FIVE MINUTES WITH PANDIT JASRAJ
Age and class were on display in Pandit Jasraj’s suite last Sunday: the Nadal-Federer Australian Open final. Jasraj has been a wildly popular star since before Federer was born, and is the oldest of the living greats of Hindustani classical music. He turned 87 on January 28, and, remarkably, is still performing close to his prime. He spoke of his life in music. Highlights:
On being in excellent voice at 87
Music is yoga. It focuses the mind inward. That gives strength.
On what he listens to
Everything playing anywhere: filmi music, qawwali, bhajan. No conscious choice, except when friends insist. Listen in quantity, quality follows.

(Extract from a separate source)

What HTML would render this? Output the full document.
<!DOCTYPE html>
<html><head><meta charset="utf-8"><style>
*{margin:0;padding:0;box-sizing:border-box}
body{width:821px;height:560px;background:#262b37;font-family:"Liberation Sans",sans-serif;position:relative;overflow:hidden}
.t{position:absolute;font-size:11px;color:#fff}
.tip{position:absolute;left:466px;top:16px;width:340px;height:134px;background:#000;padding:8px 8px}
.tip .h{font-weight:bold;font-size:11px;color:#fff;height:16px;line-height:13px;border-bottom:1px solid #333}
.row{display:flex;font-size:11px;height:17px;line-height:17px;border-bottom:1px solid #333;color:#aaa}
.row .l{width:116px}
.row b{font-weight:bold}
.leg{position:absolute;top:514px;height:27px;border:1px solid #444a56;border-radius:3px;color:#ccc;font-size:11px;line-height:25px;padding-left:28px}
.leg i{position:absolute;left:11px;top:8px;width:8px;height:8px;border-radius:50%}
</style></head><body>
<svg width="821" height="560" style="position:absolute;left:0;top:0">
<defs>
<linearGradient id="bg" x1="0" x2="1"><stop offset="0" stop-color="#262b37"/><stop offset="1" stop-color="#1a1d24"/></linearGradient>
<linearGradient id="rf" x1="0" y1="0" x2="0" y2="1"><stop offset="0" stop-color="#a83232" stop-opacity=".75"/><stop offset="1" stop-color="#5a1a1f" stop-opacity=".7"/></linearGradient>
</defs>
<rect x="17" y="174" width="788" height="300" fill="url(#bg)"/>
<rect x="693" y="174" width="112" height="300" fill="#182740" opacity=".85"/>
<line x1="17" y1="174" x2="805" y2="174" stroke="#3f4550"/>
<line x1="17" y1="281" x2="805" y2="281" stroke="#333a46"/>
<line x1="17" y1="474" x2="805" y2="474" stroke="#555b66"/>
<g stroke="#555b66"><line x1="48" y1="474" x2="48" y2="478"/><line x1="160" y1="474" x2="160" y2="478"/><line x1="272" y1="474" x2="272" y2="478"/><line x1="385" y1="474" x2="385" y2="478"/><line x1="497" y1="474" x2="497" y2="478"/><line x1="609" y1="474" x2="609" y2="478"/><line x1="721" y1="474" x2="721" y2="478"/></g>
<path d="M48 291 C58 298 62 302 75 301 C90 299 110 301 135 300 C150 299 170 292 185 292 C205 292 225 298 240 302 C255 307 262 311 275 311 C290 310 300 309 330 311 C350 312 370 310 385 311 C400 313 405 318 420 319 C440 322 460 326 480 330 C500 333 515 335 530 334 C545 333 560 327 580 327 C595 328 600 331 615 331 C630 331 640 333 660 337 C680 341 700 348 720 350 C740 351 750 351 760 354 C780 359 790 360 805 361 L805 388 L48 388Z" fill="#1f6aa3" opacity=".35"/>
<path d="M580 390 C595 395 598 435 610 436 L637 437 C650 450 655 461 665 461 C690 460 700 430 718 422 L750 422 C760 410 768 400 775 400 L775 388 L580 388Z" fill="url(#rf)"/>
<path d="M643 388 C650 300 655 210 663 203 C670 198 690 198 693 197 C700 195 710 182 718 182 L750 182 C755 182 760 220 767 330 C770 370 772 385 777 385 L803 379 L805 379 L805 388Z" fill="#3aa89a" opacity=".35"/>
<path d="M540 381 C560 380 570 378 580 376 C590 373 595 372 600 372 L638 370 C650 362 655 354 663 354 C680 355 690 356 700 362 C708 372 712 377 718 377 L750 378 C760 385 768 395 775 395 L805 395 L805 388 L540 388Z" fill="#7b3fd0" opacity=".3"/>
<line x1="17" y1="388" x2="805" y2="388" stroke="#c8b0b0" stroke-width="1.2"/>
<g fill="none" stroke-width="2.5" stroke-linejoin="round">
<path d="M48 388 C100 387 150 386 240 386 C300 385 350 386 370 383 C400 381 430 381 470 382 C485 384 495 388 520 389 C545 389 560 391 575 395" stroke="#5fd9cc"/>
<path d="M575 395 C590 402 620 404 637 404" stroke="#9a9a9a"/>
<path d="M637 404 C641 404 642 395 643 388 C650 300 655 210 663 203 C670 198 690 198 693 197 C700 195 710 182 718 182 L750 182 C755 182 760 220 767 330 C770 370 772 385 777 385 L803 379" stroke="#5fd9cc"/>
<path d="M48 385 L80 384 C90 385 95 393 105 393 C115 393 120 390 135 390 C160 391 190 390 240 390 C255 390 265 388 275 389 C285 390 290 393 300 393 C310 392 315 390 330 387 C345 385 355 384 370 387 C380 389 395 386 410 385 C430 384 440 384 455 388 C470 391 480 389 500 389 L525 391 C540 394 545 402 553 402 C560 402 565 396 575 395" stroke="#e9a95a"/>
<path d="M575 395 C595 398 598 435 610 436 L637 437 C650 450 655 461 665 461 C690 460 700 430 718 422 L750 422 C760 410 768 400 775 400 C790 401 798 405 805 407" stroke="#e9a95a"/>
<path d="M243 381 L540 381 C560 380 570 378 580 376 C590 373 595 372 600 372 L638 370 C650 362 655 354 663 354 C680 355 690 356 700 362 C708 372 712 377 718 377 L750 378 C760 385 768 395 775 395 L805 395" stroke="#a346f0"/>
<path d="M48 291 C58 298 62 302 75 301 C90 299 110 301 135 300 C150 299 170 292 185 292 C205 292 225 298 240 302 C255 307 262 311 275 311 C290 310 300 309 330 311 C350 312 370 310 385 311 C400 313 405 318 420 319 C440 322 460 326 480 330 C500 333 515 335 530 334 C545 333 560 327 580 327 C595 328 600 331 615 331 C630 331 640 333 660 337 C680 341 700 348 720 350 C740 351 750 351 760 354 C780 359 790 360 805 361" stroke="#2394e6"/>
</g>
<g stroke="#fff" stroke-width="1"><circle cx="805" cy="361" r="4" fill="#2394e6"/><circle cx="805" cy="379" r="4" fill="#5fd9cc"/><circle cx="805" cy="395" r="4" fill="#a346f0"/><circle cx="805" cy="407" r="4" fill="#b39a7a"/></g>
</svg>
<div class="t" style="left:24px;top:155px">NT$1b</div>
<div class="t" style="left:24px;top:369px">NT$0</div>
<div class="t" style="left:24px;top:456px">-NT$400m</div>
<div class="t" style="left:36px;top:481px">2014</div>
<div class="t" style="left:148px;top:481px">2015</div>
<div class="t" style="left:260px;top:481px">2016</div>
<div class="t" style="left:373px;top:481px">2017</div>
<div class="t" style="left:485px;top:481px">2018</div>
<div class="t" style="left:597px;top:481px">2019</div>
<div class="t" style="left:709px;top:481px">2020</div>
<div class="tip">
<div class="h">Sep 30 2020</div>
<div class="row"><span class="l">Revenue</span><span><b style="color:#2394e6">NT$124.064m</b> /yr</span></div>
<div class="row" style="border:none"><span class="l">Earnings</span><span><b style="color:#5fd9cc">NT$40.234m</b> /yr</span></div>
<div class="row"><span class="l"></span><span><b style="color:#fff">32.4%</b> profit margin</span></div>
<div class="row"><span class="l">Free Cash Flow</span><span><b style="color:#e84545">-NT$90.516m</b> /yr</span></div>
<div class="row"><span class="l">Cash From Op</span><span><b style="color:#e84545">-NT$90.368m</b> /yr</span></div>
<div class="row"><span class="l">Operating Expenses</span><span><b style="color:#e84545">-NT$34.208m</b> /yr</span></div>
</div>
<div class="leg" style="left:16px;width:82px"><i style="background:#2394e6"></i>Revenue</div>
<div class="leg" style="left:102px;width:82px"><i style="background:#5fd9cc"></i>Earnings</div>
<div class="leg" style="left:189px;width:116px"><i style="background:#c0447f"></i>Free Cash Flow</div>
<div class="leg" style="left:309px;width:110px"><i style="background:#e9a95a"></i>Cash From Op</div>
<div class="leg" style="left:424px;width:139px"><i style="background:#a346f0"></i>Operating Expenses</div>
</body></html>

On praise from fans versus the admiration of peers
Audiences praise with feeling, musicians with understanding. I remember an old man in a dirty dhoti, trampling his way to the front row, and appreciating the way I filled in a missed sam (principal beat). Or a little girl in a mandir I was singing in, scolding me for not suiting my music to the time of day.
On spirituality and his style
Everyone is spiritual when they listen to music, even an atheist [points at me].
On developing individuality
A phrase which haunts and obsesses you; with time, it becomes yours. Anyway, if you are proud of your gharana and people want to listen to you what else matters?
For the record
Jasraj and daughter Durga support Nadal, who lost. Federer was “lucky”.